▶ Set task
State only the count of lines in the listing below that hold "screenshot".

▶ Data supplied
▼

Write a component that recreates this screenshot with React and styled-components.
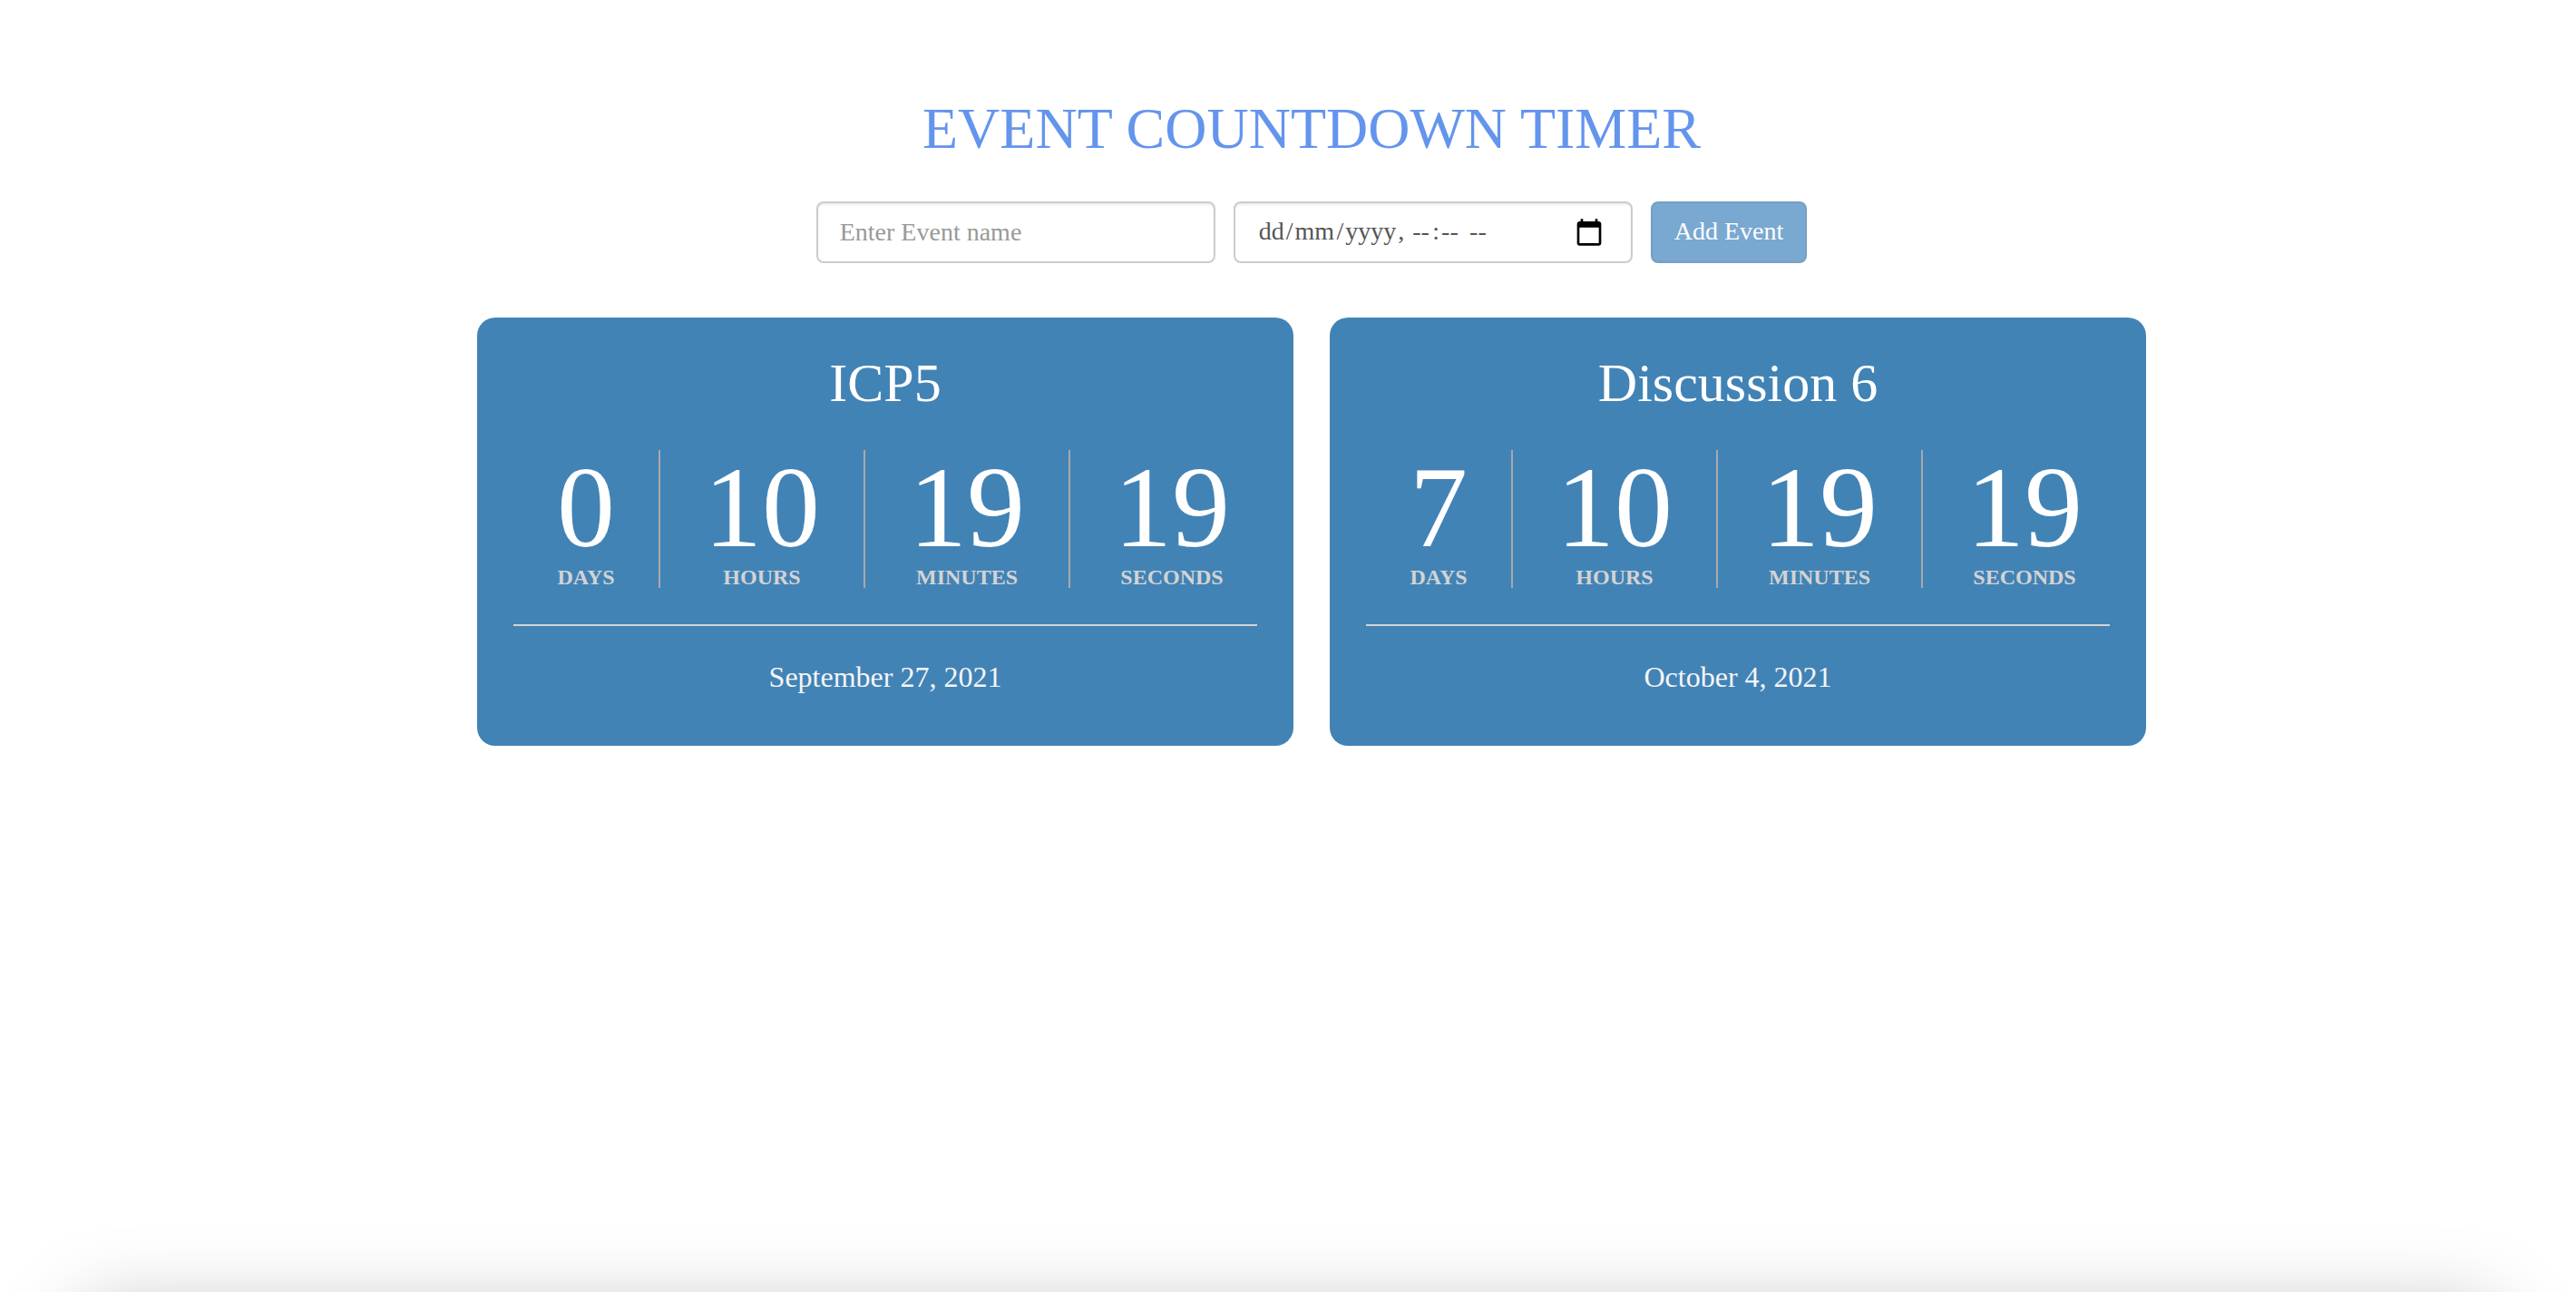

▲
▼

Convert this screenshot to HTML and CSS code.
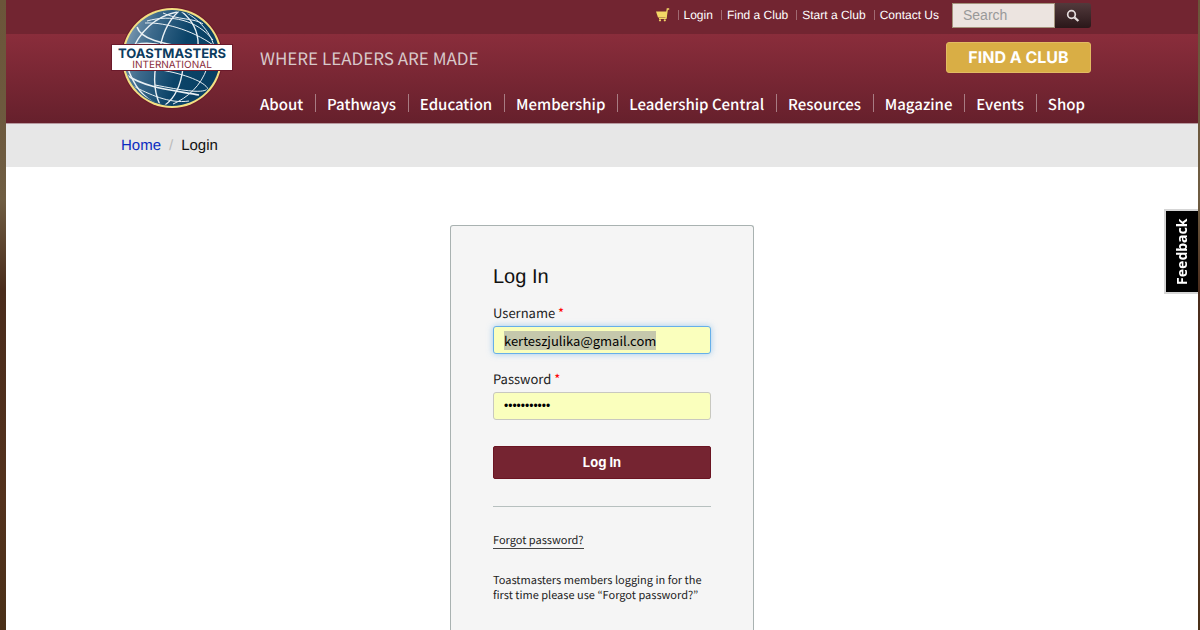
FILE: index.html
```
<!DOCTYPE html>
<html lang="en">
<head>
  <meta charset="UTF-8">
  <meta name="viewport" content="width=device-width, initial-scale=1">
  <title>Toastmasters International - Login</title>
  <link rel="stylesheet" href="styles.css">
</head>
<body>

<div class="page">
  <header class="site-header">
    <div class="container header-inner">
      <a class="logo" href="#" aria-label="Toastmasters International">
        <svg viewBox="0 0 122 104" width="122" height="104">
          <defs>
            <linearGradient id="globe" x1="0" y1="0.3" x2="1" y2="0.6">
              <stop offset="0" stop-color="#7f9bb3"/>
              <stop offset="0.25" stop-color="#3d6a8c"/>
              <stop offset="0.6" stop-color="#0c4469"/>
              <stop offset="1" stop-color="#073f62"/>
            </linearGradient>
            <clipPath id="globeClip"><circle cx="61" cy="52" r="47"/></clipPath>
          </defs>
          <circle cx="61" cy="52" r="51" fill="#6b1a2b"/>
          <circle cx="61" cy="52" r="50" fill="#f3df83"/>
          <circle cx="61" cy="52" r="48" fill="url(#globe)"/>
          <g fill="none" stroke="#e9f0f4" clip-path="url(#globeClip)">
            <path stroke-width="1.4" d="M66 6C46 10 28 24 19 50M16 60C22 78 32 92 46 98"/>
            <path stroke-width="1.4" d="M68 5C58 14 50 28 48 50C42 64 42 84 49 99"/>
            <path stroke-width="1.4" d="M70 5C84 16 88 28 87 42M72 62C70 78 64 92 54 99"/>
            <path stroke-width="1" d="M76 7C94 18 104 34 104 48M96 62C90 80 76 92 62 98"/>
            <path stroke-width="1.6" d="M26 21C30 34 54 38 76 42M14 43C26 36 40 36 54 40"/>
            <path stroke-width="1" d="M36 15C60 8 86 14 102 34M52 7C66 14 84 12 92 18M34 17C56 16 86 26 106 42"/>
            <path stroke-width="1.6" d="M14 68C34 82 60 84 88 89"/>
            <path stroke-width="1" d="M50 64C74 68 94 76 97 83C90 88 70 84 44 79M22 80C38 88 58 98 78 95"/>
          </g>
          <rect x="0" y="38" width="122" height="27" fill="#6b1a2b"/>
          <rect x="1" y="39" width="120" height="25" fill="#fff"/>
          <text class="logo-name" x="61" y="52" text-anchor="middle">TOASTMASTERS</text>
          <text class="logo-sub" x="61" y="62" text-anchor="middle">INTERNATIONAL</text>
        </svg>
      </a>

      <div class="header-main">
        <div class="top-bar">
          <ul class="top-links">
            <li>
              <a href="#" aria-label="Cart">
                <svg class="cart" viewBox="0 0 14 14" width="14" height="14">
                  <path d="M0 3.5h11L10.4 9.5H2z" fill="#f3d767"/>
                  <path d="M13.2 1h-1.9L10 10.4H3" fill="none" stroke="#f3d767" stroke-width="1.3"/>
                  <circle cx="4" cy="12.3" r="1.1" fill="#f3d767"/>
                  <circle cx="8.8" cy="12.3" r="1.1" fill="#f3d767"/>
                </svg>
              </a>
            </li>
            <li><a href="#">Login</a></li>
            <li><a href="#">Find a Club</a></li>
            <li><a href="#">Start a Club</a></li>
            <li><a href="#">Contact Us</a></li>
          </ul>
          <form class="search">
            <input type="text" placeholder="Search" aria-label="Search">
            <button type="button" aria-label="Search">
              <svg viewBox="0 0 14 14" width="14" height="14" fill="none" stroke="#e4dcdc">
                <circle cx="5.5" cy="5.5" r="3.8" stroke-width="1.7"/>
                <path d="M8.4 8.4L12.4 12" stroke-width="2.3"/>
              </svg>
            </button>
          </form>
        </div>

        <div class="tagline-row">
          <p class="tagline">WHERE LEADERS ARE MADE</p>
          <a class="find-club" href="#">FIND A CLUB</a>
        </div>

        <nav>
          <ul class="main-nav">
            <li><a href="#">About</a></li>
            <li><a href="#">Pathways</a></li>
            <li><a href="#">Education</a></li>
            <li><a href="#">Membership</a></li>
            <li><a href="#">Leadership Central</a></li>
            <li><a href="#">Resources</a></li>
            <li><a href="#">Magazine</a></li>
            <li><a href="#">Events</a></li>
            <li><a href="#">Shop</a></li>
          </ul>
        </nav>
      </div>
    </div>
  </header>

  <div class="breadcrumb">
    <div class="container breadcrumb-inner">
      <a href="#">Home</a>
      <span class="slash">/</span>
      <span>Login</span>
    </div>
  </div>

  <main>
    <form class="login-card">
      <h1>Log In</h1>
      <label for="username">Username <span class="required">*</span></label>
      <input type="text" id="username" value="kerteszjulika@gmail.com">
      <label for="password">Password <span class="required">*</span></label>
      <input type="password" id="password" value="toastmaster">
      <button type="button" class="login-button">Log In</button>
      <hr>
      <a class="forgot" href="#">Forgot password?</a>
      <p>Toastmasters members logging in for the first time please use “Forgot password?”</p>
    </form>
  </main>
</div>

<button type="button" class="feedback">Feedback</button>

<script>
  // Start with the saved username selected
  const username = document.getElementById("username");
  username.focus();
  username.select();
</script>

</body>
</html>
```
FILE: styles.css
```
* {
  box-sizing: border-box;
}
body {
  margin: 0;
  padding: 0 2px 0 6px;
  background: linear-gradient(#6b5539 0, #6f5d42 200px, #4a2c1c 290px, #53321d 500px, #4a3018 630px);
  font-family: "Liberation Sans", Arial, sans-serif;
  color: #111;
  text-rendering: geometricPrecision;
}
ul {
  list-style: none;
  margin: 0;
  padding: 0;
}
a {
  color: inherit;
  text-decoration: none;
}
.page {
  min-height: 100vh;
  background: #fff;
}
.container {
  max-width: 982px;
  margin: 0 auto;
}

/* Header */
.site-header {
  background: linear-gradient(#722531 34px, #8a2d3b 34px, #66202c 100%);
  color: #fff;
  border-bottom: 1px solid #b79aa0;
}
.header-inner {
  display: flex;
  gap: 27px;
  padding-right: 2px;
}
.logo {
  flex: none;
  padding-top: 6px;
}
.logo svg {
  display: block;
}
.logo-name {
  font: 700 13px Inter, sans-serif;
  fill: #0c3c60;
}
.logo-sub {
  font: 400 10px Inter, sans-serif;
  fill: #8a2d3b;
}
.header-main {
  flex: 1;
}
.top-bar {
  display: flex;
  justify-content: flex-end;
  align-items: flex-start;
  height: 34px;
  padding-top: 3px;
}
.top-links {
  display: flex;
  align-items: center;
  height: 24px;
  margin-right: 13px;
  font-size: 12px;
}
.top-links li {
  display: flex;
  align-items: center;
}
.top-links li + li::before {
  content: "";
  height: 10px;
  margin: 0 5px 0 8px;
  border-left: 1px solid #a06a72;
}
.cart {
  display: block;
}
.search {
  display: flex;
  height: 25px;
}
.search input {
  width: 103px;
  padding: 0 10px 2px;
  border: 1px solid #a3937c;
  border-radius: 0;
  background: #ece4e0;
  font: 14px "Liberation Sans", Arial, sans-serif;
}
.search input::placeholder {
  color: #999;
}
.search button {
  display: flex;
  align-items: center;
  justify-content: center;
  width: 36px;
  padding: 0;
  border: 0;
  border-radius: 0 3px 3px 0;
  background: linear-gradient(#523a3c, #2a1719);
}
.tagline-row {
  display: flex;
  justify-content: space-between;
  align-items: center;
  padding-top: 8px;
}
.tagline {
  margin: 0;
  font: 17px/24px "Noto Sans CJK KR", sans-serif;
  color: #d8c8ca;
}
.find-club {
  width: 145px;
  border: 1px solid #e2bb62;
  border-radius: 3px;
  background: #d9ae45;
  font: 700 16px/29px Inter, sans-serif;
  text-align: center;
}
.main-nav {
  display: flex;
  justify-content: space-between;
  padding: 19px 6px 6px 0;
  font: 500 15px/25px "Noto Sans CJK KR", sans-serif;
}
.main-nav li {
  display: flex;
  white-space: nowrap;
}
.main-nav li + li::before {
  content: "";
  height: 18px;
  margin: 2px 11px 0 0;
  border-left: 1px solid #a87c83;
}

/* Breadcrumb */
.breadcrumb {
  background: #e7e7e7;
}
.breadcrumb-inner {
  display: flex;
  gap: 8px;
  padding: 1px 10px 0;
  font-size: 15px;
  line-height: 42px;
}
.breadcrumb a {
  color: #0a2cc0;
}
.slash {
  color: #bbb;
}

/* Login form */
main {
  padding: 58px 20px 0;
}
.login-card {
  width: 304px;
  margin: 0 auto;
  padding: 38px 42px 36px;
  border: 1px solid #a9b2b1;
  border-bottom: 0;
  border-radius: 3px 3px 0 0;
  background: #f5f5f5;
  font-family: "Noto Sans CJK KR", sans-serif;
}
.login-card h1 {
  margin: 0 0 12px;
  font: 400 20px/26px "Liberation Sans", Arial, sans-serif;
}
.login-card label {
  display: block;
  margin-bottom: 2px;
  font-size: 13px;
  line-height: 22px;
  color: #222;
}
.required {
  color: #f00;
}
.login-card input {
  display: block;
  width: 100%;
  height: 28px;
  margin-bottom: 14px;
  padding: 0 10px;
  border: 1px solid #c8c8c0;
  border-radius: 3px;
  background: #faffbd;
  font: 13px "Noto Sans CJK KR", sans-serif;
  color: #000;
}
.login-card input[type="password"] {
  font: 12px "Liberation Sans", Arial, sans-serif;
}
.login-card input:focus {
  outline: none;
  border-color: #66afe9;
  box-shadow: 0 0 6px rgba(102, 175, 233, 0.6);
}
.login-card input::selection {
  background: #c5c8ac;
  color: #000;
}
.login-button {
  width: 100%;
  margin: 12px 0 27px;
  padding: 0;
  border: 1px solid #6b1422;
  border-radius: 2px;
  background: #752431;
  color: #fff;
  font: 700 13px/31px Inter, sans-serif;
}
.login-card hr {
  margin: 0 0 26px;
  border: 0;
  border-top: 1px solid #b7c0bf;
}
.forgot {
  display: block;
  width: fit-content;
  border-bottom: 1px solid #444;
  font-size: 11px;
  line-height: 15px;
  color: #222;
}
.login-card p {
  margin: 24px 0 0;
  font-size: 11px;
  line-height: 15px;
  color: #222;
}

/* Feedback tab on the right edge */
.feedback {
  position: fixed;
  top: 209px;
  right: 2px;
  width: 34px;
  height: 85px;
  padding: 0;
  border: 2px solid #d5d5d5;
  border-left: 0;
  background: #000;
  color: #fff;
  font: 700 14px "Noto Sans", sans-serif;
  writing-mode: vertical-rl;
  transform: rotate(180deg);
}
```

▲

▶ Answer to the exercise
2